When she reflects on an original experience, she presupposes a previously applied reductive method. For her, Erlebnis (lived experience) is associated with chance and spontaneity.
The asymmetry in the Yin-Yang symbols and Zen Buddhism have undoubtedly inspired her — Yin and Yang, which symbolize all the fundamental conditions of life’s dualisms: the male and the female, day and night, heaven and earth, the positive and the negative.
Margrit Kahl considers Concept Art to be sterile, because this artistic direction is based primarily on thought rather than on perception.
However, when it deals with human action, a conceptual starting point is inevitably contained within it.
She regards it as a limitation when Idea Art is intended only to generate concepts, while the element of sensory perception is missing.
For the act of action, however, she makes use of conceptions, since through them she determines movement parameters.
Because Margrit Kahl’s art can be viewed both philosophically and psychologically, it is necessary to relate her work to the newer tendencies in art as well as to the intellectual efforts to engage with questions of human existence.
It is evident that the collapse of modern society, both socialist and capitalist, signifies not only an ideological crisis but also the consequence of a certain mathematical progression — characterized, among other things, by inflation, militarization, environmental crises, overpopulation, and unemployment.
If we take as our point of departure American Abstract Expressionism, with Jackson Pollock at its forefront, or consider Pop Art, Minimal Art, Concept Art, Happening, or Performance Art — in short, all the newer tendencies that developed from the late 1950s to the mid-1970s — we can understand that, in my view, they perfectly illustrate the four pillars of materialist philosophical positions: structuralism, psychoanalysis, Marxism, and, to some extent, existentialism.
Yet the elegance of this correspondence is not without tragedy.
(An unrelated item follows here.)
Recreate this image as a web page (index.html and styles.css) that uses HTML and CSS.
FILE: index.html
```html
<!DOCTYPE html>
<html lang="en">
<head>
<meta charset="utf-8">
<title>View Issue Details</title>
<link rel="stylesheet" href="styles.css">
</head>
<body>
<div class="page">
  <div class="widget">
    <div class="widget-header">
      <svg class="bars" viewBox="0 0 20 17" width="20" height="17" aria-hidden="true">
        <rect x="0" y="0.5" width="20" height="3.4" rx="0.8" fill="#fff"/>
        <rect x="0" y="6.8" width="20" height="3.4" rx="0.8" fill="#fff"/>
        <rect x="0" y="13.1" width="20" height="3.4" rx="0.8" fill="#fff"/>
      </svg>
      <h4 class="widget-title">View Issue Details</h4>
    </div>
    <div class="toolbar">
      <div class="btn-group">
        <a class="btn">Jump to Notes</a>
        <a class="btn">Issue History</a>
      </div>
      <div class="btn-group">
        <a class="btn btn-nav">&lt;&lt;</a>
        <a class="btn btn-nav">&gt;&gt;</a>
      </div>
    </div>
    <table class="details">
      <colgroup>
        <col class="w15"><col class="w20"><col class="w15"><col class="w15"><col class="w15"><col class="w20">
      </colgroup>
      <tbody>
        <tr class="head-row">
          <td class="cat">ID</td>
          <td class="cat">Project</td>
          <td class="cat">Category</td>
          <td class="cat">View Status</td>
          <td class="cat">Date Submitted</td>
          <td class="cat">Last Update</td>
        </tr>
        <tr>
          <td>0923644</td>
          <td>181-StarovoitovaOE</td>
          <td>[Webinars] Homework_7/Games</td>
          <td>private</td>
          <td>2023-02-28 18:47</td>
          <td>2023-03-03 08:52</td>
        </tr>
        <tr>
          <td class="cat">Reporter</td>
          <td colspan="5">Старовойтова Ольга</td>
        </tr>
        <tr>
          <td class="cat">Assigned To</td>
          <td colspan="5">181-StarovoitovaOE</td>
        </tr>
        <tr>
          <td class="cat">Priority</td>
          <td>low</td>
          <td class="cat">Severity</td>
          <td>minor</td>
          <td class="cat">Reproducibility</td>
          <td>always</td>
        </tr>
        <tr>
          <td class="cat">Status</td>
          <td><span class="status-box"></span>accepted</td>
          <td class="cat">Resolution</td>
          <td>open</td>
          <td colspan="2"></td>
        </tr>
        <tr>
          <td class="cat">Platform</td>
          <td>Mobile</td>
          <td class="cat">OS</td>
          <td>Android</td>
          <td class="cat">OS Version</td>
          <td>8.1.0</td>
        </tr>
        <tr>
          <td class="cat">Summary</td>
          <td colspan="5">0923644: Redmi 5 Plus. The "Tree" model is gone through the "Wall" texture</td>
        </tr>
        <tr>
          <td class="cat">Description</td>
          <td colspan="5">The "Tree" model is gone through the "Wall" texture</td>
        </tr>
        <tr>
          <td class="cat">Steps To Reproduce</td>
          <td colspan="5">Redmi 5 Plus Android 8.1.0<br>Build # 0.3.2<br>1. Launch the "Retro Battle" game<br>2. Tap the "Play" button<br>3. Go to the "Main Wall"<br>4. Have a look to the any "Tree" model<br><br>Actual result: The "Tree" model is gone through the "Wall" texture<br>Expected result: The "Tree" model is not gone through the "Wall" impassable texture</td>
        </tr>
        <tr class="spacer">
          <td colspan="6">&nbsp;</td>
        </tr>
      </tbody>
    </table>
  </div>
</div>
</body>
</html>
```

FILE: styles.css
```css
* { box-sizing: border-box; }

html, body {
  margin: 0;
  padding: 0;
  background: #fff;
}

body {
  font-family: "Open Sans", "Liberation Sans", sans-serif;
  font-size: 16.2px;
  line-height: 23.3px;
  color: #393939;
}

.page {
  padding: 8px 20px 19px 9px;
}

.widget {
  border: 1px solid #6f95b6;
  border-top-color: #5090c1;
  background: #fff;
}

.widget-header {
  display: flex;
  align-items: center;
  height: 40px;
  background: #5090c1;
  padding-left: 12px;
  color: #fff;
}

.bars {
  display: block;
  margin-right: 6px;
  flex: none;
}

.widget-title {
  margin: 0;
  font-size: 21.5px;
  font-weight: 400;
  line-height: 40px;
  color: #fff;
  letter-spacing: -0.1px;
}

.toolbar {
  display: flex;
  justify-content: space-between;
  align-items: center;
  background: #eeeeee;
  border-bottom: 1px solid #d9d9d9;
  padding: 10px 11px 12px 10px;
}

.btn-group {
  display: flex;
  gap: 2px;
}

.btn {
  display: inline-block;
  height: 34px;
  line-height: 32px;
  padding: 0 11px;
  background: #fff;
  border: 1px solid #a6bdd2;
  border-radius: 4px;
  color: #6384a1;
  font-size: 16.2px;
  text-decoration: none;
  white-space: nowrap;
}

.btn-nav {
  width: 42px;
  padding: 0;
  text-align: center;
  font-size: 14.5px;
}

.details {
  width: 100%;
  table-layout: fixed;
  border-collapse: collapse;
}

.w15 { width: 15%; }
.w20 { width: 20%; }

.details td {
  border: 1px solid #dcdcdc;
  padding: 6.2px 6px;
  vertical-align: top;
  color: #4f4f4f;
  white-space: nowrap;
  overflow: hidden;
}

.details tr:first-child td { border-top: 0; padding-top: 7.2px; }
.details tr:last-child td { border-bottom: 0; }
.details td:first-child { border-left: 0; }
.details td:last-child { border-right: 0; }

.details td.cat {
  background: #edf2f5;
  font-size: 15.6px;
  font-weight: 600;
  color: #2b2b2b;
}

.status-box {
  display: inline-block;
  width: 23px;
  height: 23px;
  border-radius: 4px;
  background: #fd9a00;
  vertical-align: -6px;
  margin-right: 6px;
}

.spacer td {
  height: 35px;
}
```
The artist, equipped with his modern video technology, has often witnessed with his own eyes that the dream of man as a robot has no future, and that the pursuit of material enrichment encounters definite limits.
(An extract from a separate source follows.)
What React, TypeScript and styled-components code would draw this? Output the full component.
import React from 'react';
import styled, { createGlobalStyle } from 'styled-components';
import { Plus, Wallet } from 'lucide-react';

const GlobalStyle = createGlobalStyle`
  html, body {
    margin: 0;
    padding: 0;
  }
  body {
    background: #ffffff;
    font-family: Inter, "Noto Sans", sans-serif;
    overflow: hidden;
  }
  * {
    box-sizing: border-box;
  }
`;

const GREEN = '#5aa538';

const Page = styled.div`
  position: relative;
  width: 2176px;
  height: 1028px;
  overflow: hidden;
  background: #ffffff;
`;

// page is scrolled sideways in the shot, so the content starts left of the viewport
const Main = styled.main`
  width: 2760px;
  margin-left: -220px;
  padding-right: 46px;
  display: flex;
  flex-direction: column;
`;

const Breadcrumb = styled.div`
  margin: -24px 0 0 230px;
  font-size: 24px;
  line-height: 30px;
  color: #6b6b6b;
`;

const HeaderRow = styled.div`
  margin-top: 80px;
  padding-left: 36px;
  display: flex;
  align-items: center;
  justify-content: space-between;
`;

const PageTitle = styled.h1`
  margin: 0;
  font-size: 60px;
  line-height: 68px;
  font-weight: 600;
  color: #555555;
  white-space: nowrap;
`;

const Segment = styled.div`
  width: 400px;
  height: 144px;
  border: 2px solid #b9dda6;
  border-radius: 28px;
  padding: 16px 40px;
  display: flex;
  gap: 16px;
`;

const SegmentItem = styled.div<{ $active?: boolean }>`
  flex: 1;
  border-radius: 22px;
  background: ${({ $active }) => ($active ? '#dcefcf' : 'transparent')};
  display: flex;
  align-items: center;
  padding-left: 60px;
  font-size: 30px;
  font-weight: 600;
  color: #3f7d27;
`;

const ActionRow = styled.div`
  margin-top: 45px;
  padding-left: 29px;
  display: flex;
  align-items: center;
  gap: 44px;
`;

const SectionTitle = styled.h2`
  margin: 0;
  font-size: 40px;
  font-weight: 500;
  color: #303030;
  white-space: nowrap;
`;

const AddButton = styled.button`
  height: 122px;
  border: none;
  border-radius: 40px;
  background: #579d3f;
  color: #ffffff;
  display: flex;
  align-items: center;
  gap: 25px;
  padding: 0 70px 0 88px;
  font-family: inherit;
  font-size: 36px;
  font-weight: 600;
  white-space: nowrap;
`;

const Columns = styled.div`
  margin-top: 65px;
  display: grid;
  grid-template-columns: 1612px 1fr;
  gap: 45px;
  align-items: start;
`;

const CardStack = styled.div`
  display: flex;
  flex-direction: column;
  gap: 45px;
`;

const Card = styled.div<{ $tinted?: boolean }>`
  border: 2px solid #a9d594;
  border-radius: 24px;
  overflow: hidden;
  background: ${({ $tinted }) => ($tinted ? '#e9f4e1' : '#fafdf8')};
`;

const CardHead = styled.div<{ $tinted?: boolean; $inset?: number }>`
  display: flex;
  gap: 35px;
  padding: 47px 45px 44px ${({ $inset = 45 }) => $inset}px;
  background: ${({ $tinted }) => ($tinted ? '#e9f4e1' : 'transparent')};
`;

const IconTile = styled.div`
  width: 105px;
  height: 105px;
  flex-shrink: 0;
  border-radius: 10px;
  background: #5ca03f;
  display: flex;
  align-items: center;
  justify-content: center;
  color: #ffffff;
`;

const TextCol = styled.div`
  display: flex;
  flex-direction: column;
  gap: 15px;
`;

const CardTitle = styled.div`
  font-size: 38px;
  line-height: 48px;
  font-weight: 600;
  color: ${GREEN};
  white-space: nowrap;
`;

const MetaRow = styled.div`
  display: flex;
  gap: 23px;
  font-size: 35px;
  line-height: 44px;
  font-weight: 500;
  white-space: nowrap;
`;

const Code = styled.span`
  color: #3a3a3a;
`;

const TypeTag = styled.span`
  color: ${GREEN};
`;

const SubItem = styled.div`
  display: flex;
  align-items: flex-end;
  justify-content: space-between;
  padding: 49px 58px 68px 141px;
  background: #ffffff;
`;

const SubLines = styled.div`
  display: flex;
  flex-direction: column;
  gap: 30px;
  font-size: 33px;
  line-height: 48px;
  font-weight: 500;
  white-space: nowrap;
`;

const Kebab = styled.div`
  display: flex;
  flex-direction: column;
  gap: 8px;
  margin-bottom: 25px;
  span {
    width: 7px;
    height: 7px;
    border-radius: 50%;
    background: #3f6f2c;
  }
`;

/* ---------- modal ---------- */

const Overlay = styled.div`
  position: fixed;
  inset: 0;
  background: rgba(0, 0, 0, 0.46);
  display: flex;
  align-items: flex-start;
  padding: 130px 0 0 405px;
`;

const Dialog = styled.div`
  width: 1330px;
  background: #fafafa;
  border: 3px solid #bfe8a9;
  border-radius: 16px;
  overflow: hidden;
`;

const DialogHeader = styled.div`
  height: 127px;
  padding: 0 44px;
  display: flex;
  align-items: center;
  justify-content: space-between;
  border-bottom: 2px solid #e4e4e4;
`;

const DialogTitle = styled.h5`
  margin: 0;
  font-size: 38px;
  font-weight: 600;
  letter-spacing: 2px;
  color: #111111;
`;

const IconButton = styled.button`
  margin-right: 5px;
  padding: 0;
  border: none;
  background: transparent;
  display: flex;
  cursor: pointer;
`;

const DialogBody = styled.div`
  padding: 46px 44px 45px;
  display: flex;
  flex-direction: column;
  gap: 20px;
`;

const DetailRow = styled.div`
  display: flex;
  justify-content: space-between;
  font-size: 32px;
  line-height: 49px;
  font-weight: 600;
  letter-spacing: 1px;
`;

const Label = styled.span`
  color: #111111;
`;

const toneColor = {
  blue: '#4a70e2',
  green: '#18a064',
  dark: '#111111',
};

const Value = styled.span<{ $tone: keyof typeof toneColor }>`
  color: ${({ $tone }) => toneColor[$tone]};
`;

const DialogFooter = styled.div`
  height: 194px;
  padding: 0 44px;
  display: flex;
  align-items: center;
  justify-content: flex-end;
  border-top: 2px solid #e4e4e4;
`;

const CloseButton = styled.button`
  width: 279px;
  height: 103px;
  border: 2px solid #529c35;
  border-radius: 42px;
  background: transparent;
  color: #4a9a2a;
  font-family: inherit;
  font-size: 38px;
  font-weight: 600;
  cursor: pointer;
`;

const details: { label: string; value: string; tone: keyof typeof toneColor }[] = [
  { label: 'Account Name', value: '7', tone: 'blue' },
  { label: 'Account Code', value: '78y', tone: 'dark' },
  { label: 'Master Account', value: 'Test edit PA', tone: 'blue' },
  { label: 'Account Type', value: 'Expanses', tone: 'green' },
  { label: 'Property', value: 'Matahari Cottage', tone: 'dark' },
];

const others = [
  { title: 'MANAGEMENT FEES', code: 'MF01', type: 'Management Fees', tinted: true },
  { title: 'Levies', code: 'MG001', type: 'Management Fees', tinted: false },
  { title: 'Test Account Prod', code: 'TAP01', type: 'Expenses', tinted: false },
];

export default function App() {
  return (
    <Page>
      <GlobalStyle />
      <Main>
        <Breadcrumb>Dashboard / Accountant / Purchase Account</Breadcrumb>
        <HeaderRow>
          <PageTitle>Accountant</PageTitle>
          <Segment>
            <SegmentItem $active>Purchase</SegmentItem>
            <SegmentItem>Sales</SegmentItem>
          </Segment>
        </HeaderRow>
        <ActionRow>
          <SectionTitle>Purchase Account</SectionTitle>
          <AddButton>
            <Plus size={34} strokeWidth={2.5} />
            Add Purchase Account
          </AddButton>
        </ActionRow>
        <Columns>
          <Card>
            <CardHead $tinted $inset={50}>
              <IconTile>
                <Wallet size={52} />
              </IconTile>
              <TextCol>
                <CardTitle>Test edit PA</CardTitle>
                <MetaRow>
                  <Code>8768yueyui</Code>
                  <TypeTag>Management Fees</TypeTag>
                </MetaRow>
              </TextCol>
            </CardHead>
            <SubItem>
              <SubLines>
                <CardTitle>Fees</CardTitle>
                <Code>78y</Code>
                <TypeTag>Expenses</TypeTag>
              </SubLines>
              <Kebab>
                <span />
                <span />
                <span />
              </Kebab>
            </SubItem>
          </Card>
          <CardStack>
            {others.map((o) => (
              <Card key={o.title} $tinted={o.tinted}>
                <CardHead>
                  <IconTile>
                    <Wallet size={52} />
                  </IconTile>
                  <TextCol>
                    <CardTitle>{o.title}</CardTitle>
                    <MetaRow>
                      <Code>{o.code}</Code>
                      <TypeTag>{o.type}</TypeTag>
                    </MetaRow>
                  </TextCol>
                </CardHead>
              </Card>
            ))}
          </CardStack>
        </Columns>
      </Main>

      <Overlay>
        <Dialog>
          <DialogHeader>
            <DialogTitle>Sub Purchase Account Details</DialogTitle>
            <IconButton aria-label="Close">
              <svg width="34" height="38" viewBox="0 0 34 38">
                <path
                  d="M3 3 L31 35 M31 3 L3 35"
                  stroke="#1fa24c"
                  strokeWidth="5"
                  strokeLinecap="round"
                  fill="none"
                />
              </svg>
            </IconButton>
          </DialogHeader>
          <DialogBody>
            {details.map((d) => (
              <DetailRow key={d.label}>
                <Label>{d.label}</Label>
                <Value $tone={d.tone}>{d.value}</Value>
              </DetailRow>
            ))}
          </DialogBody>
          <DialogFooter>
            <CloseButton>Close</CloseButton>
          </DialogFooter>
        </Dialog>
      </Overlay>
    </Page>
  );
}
There is therefore no other way out than to create autonomy in form and/or in artistic conception.
Without denying the positive aspects of advanced industrial society, and without wishing to appear anachronistic, some artists have finally come to understand the destructive tendencies inherent in such artistic movements.
The content of Margrit Kahl’s art is of great relevance to modern humanity, for it visually represents the lack of coordination and balance in the brain caused by technology.
It is no coincidence that a number of modern artists have been dealing with the problem of the brain at a time when mini-computers are already in the hands of schoolchildren.
That artists such as Seurat, Malevich, Mondrian, Yves Klein, and Ad Reinhardt — to name only a few — have represented, through their paintings and imagination, Newton’s theory of color in a behaviorist–metaphysical way within twentieth-century art, already points clearly in this direction.
The question arises whether an exclusively behaviorist art, such as Pop Art and Socialist Realism, might not lead to a far-reaching degradation of the human being.
The creative-phenomenological intention that Margrit Kahl pursues in an extremely structuralist world is directed toward achieving a greater human equilibrium.
Jean Sellem
(*) Marshall McLuhan, Understanding Media, Preface, pp. 7–9, Collection Points, Paris 1977.